16.2 de la Constitución, redactado bajo la supervisión de la Iglesia Católica,
“Ninguna confesión tendrá carácter estatal. Los poderes públicos… mantendrán las
consiguientes relaciones de cooperación con la Iglesia Católica y las demás
confesiones”. Sin duda, asocia cooperación (respetar y permitir actos públicos,
incluso financiación) con asunción, participación y respaldo a las mismas; pues
más adelante habla de “respetar y alimentar
una tradición…”.
El
nuevo alcalde de Santiago, tildado de liderar un movimiento populista y
radical, pero cuya actitud al respecto se ciñe a acatar el mandato
Constitucional, respondió “que no corresponde a un alcalde pedirle al Apóstol
que termine con el desempleo y la corrupción. Lo que toca es ser capaz de
impulsar políticas de transparencia y de fomento del empleo”. ¿No se percatan
los creyentes de la impertinencia de poner en entredicho la demostrada incapacidad
del Apóstol, al tiempo que evidenciar su
caprichosa pasividad en cuanto que no es dado a avenirse a poner remedio a las
precariedades si no se le pide?
La
ofrenda al Santísimo de las siete capitales del Antiguo Reino de Galicia es un
acto esencialmente confesional, coprotagonizado por la Iglesia y los representantes públicos de dichas
localidades. Por tanto, y según la Constitución, no procede la participación de
representantes del Estado (alcaldes) que decreta la aconfesionalidad del mismo. Ni cabe apelar a la tradición, al margen de
la discutible legitimidad de algunas, consideradas bárbaras, como valor con
vocación de eternidad. El hecho de que dos regidores decidieran no asistir en
representación de sus circunscripciones territoriales no debe interpretarse
como falta de respeto al acto litúrgico en sí mismo, sino simple acatamiento de
la legalidad vigente, si bien cuestiona la continuidad de la tradición por
cuanto la no participación política la
vacía de fundamento.
Dada
la reiterada recurrencia a la idea de laicismo como base argumental del escrito
de los obispos, y para no dejarse llevar por la proverbial retórica envolvente
de sus eminencias, es necesario tener
presente los conceptos, laicismo:
“doctrina que defiende la independencia del Estado respecto de cualquier
organización o confesión religiosa”; y laico:
“Dícese de la escuela o enseñanza que prescinde de la instrucción religiosa”.

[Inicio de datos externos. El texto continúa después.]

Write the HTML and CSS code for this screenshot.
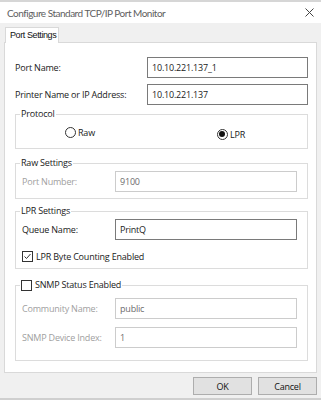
FILE: index.html
```html
<!DOCTYPE html>
<html lang="en">
<head>
    <meta charset="UTF-8">
    <meta name="viewport" content="width=device-width, initial-scale=1.0">
    <title>Configure Standard TCP/IP Port Monitor</title>
    <link rel="stylesheet" href="styles.css">
</head>
<body>

    <div class="window">
        <div class="titlebar">
            <span class="title">Configure Standard TCP/IP Port Monitor</span>
            <svg class="close" width="9" height="9" viewBox="0 0 9 9">
                <path d="M0.5 0.5 L8.5 8.5 M8.5 0.5 L0.5 8.5" stroke="#444" stroke-width="1" fill="none"/>
            </svg>
        </div>

        <div class="content">
            <div class="tabs">
                <div class="tab">Port Settings</div>
            </div>

            <div class="panel">
                <div class="row">
                    <label>Port Name:</label>
                    <div class="field wide">10.10.221.137_1</div>
                </div>
                <div class="row second">
                    <label>Printer Name or IP Address:</label>
                    <div class="field wide">10.10.221.137</div>
                </div>

                <fieldset class="group protocol">
                    <legend>Protocol</legend>
                    <div class="radios">
                        <span class="radio"><i class="dot"></i>Raw</span>
                        <span class="radio lpr"><i class="dot on"></i>LPR</span>
                    </div>
                </fieldset>

                <fieldset class="group raw">
                    <legend>Raw Settings</legend>
                    <div class="row">
                        <label class="off">Port Number:</label>
                        <div class="field off">9100</div>
                    </div>
                </fieldset>

                <fieldset class="group lpr-set">
                    <legend>LPR Settings</legend>
                    <div class="row">
                        <label>Queue Name:</label>
                        <div class="field">PrintQ</div>
                    </div>
                    <div class="check counting">
                        <svg class="box" width="11" height="11" viewBox="0 0 11 11">
                            <rect x="0.5" y="0.5" width="10" height="10" fill="#fff" stroke="#333"/>
                            <path d="M2.5 5.5 L4.5 7.5 L8.5 3" stroke="#333" stroke-width="1" fill="none"/>
                        </svg>
                        LPR Byte Counting Enabled
                    </div>
                </fieldset>

                <fieldset class="group snmp">
                    <legend>
                        <span class="check">
                            <svg class="box" width="11" height="11" viewBox="0 0 11 11">
                                <rect x="0.5" y="0.5" width="10" height="10" fill="#fff" stroke="#333"/>
                            </svg>
                            SNMP Status Enabled
                        </span>
                    </legend>
                    <div class="row">
                        <label class="off">Community Name:</label>
                        <div class="field off">public</div>
                    </div>
                    <div class="row second">
                        <label class="off">SNMP Device Index:</label>
                        <div class="field off">1</div>
                    </div>
                </fieldset>
            </div>

            <div class="buttons">
                <button>OK</button>
                <button>Cancel</button>
            </div>
        </div>
    </div>

</body>
</html>
```

FILE: styles.css
```css
* {
    margin: 0;
    padding: 0;
    box-sizing: border-box;
}

body {
    background: #f0f0f0;
    font-family: "Open Sans", "Noto Sans", sans-serif;
    font-size: 9px;
    letter-spacing: -0.2px;
    color: #1a1a1a;
    width: 321px;
    height: 400px;
    overflow: hidden;
}

.window {
    border-top: 2px solid #d6d6d6;
    border-bottom: 2px solid #cfcfcf;
    height: 400px;
    display: flex;
    flex-direction: column;
}

/* Title bar */
.titlebar {
    height: 21px;
    background: #fff;
    display: flex;
    align-items: center;
    justify-content: space-between;
    padding: 0 7px 0 7px;
}

.title {
    font-family: Lato, "Open Sans", sans-serif;
    font-size: 10px;
    color: #606060;
    letter-spacing: -0.5px;
}

.content {
    flex: 1;
    padding: 4px 4px 0 4px;
}

/* Tabs */
.tabs {
    display: flex;
    padding-left: 1px;
}

.tab {
    position: relative;
    z-index: 1;
    width: 54px;
    height: 16px;
    margin-bottom: -1px;
    background: #fff;
    border: 1px solid #d9d9d9;
    border-bottom: none;
    font-family: "Liberation Sans", Arial, sans-serif;
    font-size: 9px;
    letter-spacing: -0.4px;
    color: #111;
    padding: 2px 0 0 4px;
}

.panel {
    width: 313px;
    height: 331px;
    background: #fff;
    border: 1px solid #d9d9d9;
    padding: 14px 8px 0 10px;
}

/* Rows */
.row {
    display: flex;
    align-items: center;
    height: 21px;
}

.row.second {
    margin-top: 6px;
}

.row label {
    flex: 1;
}

label.off {
    color: #a0a0a0;
}

.field {
    width: 182px;
    height: 21px;
    border: 1px solid #7a7a7a;
    background: #fff;
    padding: 0 4px;
    display: flex;
    align-items: center;
}

.field.wide {
    width: 161px;
}

.field.off {
    border-color: #cccccc;
    color: #6d6d6d;
}

/* Group boxes */
.group {
    border: 1px solid #dcdcdc;
    padding: 0 10px 0 6px;
}

.group legend {
    line-height: 12px;
    padding: 0 1px;
    margin-left: -2px;
}

.protocol {
    margin-top: 3px;
    padding: 6px 0 10px 0;
}

.protocol legend {
    margin-left: 4px;
}

.raw {
    margin-top: 8px;
    padding-top: 2px;
    padding-bottom: 6px;
}

.lpr-set {
    margin-top: 6px;
    padding-top: 2px;
    padding-bottom: 6px;
}

.snmp {
    margin-top: 10px;
    padding-top: 7px;
    padding-bottom: 12px;
}

.snmp .row.second {
    margin-top: 8px;
}

.snmp legend {
    margin-left: -2px;
}

/* Radio buttons */
.radios {
    display: flex;
    height: 12px;
    align-items: center;
}

.radio {
    display: flex;
    align-items: center;
    gap: 2px;
}

.radio:first-child {
    margin-left: 49px;
}

.radio.lpr {
    margin-left: 122px;
    position: relative;
    top: 2px;
}

.dot {
    width: 11px;
    height: 11px;
    border: 1px solid #333;
    border-radius: 50%;
    background: #fff;
    display: flex;
    align-items: center;
    justify-content: center;
}

.dot.on::after {
    content: "";
    width: 6px;
    height: 6px;
    border-radius: 50%;
    background: #111;
}

/* Checkboxes */
.check {
    display: flex;
    align-items: center;
    gap: 3px;
}

.check.counting {
    margin-top: 10px;
    height: 12px;
}

.box {
    flex: none;
}

/* Buttons */
.buttons {
    display: flex;
    justify-content: flex-end;
    gap: 6px;
    margin-top: 4px;
}

.buttons button {
    width: 59px;
    height: 18px;
    background: #e1e1e1;
    border: 1px solid #adadad;
    font-family: "Open Sans", "Noto Sans", sans-serif;
    font-size: 9px;
    letter-spacing: -0.2px;
    color: #111;
}
```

No es cierto, por tanto, como afirman los prelados, “que la laicidad del Estado promueve la variedad de convicciones
existentes en la sociedad” (se abstienen, astutamente, de especificarlas),
en cuanto que no imparte su enseñanza. No se ajusta a la realidad declarar
que la laicidad del Estado consista en “negar la relevancia pública de este gesto
tan propio de Galicia, solo por el hecho de su forma cristiana”, porque no
se niega. Si acaso se cuestiona que haya que dar gracias a Dios como si el
Antiguo Reino de Galicia fuese obra del Áltisimo. Como tampoco dar a entender
que “no corresponde al Estado excluir a
los cristianos y a sus celebraciones del ámbito público y reducirlos a lo
privado”, porque el Estado sigue permitiendo la utilización de lugares
públicos para las manifestaciones religiosas, aunque la espiritualidad
pertenezca al ámbito privado e íntimo. El
argumento más sibilino esgrimido por el clero en defensa de la Ofrenda, y de
más calado en la sociedad, no es de índole religioso, sino histórico: “el único gesto público que todavía se
refiere al Antiguo Reino de Galicia”, porque repara la estima colectiva al
resucitar viejas dignidades perdidas. La tradición en este caso gozaría de
absoluta legitimidad si se tratase de una conmemoración civil. Ahora bien, quien
no distingue ajos de cebollas, obviamente necesita de un pastor.
La
asistencia a la ceremonia religiosa del recién nombrado alcalde de Tuy, la interpreto, al margen de su personal
orientación espiritual, que no podría erigirse en representativa
institucionalmente, como gesto conciliador propio de quien no desea estrenarse
contrariando al numeroso colectivo de creyentes locales,
aunque buena parte del mismo, concretamente el sector conservador, probablemente no le haya votado. No cabe
reprocharle, ni sentirse defraudado porque se haya desplazado a Lugo para
portar el estandarte tudense, ya que la cortesía institucional, en su vertiente
confesional o cualquier otra, no es punto programático de ningún partido. Porque no ha formulado quejas al respecto ni
culpabilizado a nadie por no acudir a la cita, y porque es episodio que en nada
afecta a su compromiso con Tuy y a la capacidad de gestión pública. Ni tampoco
es hecho que deba mermar ni un ápice la confianza en él depositada.